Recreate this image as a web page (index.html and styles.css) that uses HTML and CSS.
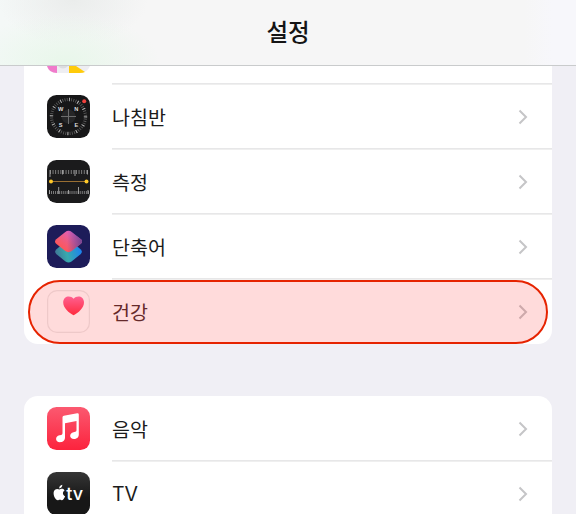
FILE: index.html
```html
<!DOCTYPE html>
<html lang="ko">
<head>
<meta charset="utf-8">
<title>설정</title>
<link rel="stylesheet" href="styles.css">
</head>
<body>
<header class="navbar"><h1>설정</h1></header>
<main class="content">
  <section class="group group-top">
    <div class="row row-partial">
      <svg class="icon-partial" width="43" height="8" viewBox="0 0 43 8">
        <path d="M0 0H43Q40 7 33 7H10Q2 7 0 0Z" fill="#eeeef2"/>
        <path d="M0 0H10V7Q2 7 0 0Z" fill="#f07bcb"/>
        <path d="M22 0H29L38 6Q36 7 33 7H22Z" fill="#ffcb0b"/>
        <path d="M11 0Q16 5 21 0" fill="#dcdde0"/>
      </svg>
      <div class="cell"></div>
    </div>
    <div class="row">
      <svg class="icon" viewBox="0 0 43 43">
        <rect width="43" height="43" rx="9.5" fill="#171718"/>
        <circle cx="21.5" cy="21.5" r="17" fill="none" stroke="#5e5e5e" stroke-width="3.2" stroke-dasharray=".8 1.425"/>
        <circle cx="21.5" cy="21.5" r="17" fill="none" stroke="#b5b5b5" stroke-width="3.4" stroke-dasharray=".9 8"/>
        <circle cx="21.5" cy="21.5" r="7" fill="#262627"/>
        <path d="M14 21.5H29M21.5 14V29" stroke="#6c6c6c" stroke-width="1"/>
        <g class="compass-text"><text x="13.7" y="16">W</text><text x="29.3" y="16">N</text><text x="13.7" y="32.3">S</text><text x="29.3" y="32.3">E</text></g>
        <circle cx="37.2" cy="6.2" r="2" fill="#f0413d"/>
      </svg>
      <div class="cell"><span>나침반</span><svg class="chevron" viewBox="0 0 10 16"><path d="M1.5 1.5L8 8L1.5 14.5"/></svg></div>
    </div>
    <div class="row">
      <svg class="icon" viewBox="0 0 43 43">
        <rect width="43" height="43" rx="9.5" fill="#1b1b1c"/>
        <path d="M3 12H41" stroke="#858585" stroke-width="4" stroke-dasharray=".9 1.7"/>
        <path d="M3 10V17M15.5 10V14.500M28 10V16M40.500 10V14.500" stroke="#aaa" stroke-width=".9"/>
        <path d="M2 32.500H42" stroke="#858585" stroke-width="3" stroke-dasharray=".9 1.150"/>
        <path d="M2.500 30V34M11.700 27V34M21.500 30V34M31.500 27V34M41 30V34" stroke="#aaa" stroke-width=".9"/>
        <path d="M4 21.500H39" stroke="#a87835" stroke-width=".9"/>
        <circle cx="4" cy="21.500" r="2" fill="#ffc928"/><circle cx="39.500" cy="21.500" r="2" fill="#ffc928"/>
      </svg>
      <div class="cell"><span>측정</span><svg class="chevron" viewBox="0 0 10 16"><path d="M1.500 1.500L8 8L1.500 14.500"/></svg></div>
    </div>
    <div class="row">
      <svg class="icon" viewBox="0 0 43 43">
        <defs>
          <linearGradient id="pink" x1=".2" y1=".8" x2=".8" y2=".2"><stop offset="0" stop-color="#ff5658"/><stop offset=".45" stop-color="#ee5c80"/><stop offset="1" stop-color="#dd60c4"/></linearGradient>
          <linearGradient id="blue" x1="0" y1=".5" x2="1" y2=".3"><stop offset="0" stop-color="#3f7796"/><stop offset=".4" stop-color="#38aaae"/><stop offset="1" stop-color="#197ff5"/></linearGradient>
          <linearGradient id="fold" x1="0" y1="0" x2="1" y2="0"><stop offset=".45" stop-color="#75458f" stop-opacity="0"/><stop offset="1" stop-color="#75458f"/></linearGradient>
        </defs>
        <rect width="43" height="43" rx="9.500" fill="#1d1c59"/>
        <path d="M18.500 16.500Q21.500 14.500 24.500 16.500L33.800 24.500Q36 26.800 33.800 29L24.500 36.500Q21.500 38.500 18.500 36.500L9.200 29Q7 26.800 9.200 24.500Z" fill="url(#blue)"/>
        <path id="top-tile" d="M18.300 7Q21.500 4.500 24.700 7L33.800 14.200Q36.200 16.500 33.800 18.800L24.700 26Q21.500 28.300 18.300 26L9.200 18.800Q6.800 16.500 9.200 14.200Z" fill="url(#pink)"/>
        <path d="M18.300 7Q21.500 4.500 24.700 7L33.800 14.200Q36.200 16.500 33.800 18.800L24.700 26Q21.500 28.300 18.300 26L9.200 18.800Q6.800 16.500 9.200 14.200Z" fill="url(#fold)"/>
      </svg>
      <div class="cell"><span>단축어</span><svg class="chevron" viewBox="0 0 10 16"><path d="M1.500 1.500L8 8L1.500 14.500"/></svg></div>
    </div>
    <div class="row row-health">
      <svg class="icon" viewBox="0 0 43 43">
        <defs><linearGradient id="heart" x1="0" y1="0" x2="0" y2="1"><stop offset="0" stop-color="#ff70a8"/><stop offset="1" stop-color="#ff3348"/></linearGradient></defs>
        <rect x=".6" y=".6" width="41.800" height="41.800" rx="9.500" fill="#fff" stroke="#eceaea" stroke-width="1.200"/>
        <path d="M26.600 25.200C22 23 16.200 18 16.200 12.500C16.200 6 23.300 4.800 26.600 8.700C29.900 4.800 37 6 37 12.500C37 18 31.200 23 26.600 25.200Z" fill="url(#heart)"/>
      </svg>
      <div class="cell"><span>건강</span><svg class="chevron" viewBox="0 0 10 16"><path d="M1.500 1.500L8 8L1.500 14.500"/></svg></div>
      <div class="highlight"></div>
    </div>
  </section>
  <section class="group group-media">
    <div class="row">
      <svg class="icon" viewBox="0 0 43 43">
        <defs><linearGradient id="music" x1="0" y1="0" x2="0" y2="1"><stop offset="0" stop-color="#fb5970"/><stop offset="1" stop-color="#fc233d"/></linearGradient></defs>
        <rect width="43" height="43" rx="9.500" fill="url(#music)"/>
        <path d="M15.500 10.200Q15.600 9.100 16.800 8.800L30.200 6.200Q31.800 6 31.800 7.500V27.500C31.800 30.500 29.500 32 27 32C22 32 22 26 26.500 25.200L28.300 24.800Q29.500 24.500 29.500 23.200V14L18 16.300V30.500C18 33.500 15.800 35.200 13 35.200C8 35.200 7.800 29.300 12.500 28.300L14.300 27.900Q15.500 27.600 15.500 26.200Z" fill="#fff"/>
      </svg>
      <div class="cell"><span>음악</span><svg class="chevron" viewBox="0 0 10 16"><path d="M1.500 1.500L8 8L1.500 14.500"/></svg></div>
    </div>
    <div class="row">
      <svg class="icon" viewBox="0 0 43 43">
        <defs><linearGradient id="tv" x1="0" y1="0" x2="0" y2="1"><stop offset="0" stop-color="#363636"/><stop offset=".6" stop-color="#171717"/><stop offset="1" stop-color="#171717"/></linearGradient></defs>
        <rect width="43" height="43" rx="9.500" fill="url(#tv)"/>
        <path d="M12.600 17.400C14 16.500 16.400 16.600 17.500 18.400C15.200 19.900 15.500 23 18.100 24.200C17.300 26.500 15.900 28.400 14.600 28.200C13.300 27.700 12.400 27.700 11.200 28.200C8.800 28.600 6 23.700 6.700 20C7.400 16.600 10.200 16.500 12.600 17.400ZM12.200 16.500C12.100 14.500 13.500 13 15.300 12.800C15.500 14.700 14.100 16.400 12.200 16.500Z" fill="#fff"/>
        <text class="tv-text" x="19.300" y="28">tv</text>
      </svg>
      <div class="cell"><span class="latin">TV</span><svg class="chevron" viewBox="0 0 10 16"><path d="M1.500 1.500L8 8L1.500 14.500"/></svg></div>
    </div>
  </section>
</main>
</body>
</html>
```
FILE: styles.css
```css
* { box-sizing: border-box; }
body {
  margin: 0;
  height: 514px;
  overflow: hidden;
  background: #f0eff5;
  color: #1b1b1b;
  font-family: "Noto Sans CJK KR", sans-serif;
}
.navbar {
  height: 66px;
  display: flex;
  align-items: center;
  justify-content: center;
  padding-bottom: 3px;
  border-bottom: 1px solid #c9cbcc;
  background:
    radial-gradient(ellipse 95px 48px at 65px 62px, rgba(231, 247, 233, .9), transparent),
    radial-gradient(ellipse 75px 45px at 73px 0, rgba(234, 236, 235, .95), transparent),
    linear-gradient(90deg, #f4f8f7 0, #f6f6f6 24%, #f6f6f6 91%, #f7f7fb 96%);
}
h1 {
  margin: 0;
  font-size: 23.5px;
  font-weight: 500;
  line-height: 34px;
  color: #141414;
}
.content { padding: 0 24px; }
.group { background: #fff; }
.group-top { border-radius: 0 0 14px 14px; }
.group-media { margin-top: 52px; border-radius: 14px 14px 0 0; }
.row {
  position: relative;
  display: flex;
  align-items: center;
  height: 65px;
  padding-left: 23px;
  gap: 22px;
}
.row-partial { height: 18px; align-items: flex-start; }
.row-health { color: #4c3131; }
.icon, .icon-partial { flex: none; width: 43px; }
.icon { height: 43px; }
.cell {
  flex: 1;
  align-self: stretch;
  display: flex;
  align-items: center;
  justify-content: space-between;
  padding-right: 24px;
  box-shadow: inset 0 -1px #e7e7e8, 0 1px #efefef;
  font-size: 19.5px;
}
.cell span { line-height: 29px; }
.cell .latin {
  padding-top: 1px;
  font-family: Inter, sans-serif;
  font-size: 19.5px;
}
.row:last-child .cell { box-shadow: none; }
.chevron {
  width: 10px;
  height: 16px;
  fill: none;
  stroke: #c5c5c7;
  stroke-width: 2;
}
.highlight {
  position: absolute;
  left: 4px;
  right: 4px;
  top: 1px;
  height: 64px;
  border: 2px solid #e62300;
  border-radius: 32px;
  background: rgba(255, 0, 0, .14);
}
.compass-text {
  font: bold 5.7px "Liberation Sans", sans-serif;
  fill: #dedede;
  text-anchor: middle;
}
.tv-text {
  font: 500 18px Inter, sans-serif;
  fill: #fff;
}
```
_ _ _ _ _ _ _
→ Job
Which lines contain "index"? Copy each of them.

→ Solution to the exercise
Recreate this image as a web page (index.html and styles.css) that uses HTML and CSS.
FILE: index.html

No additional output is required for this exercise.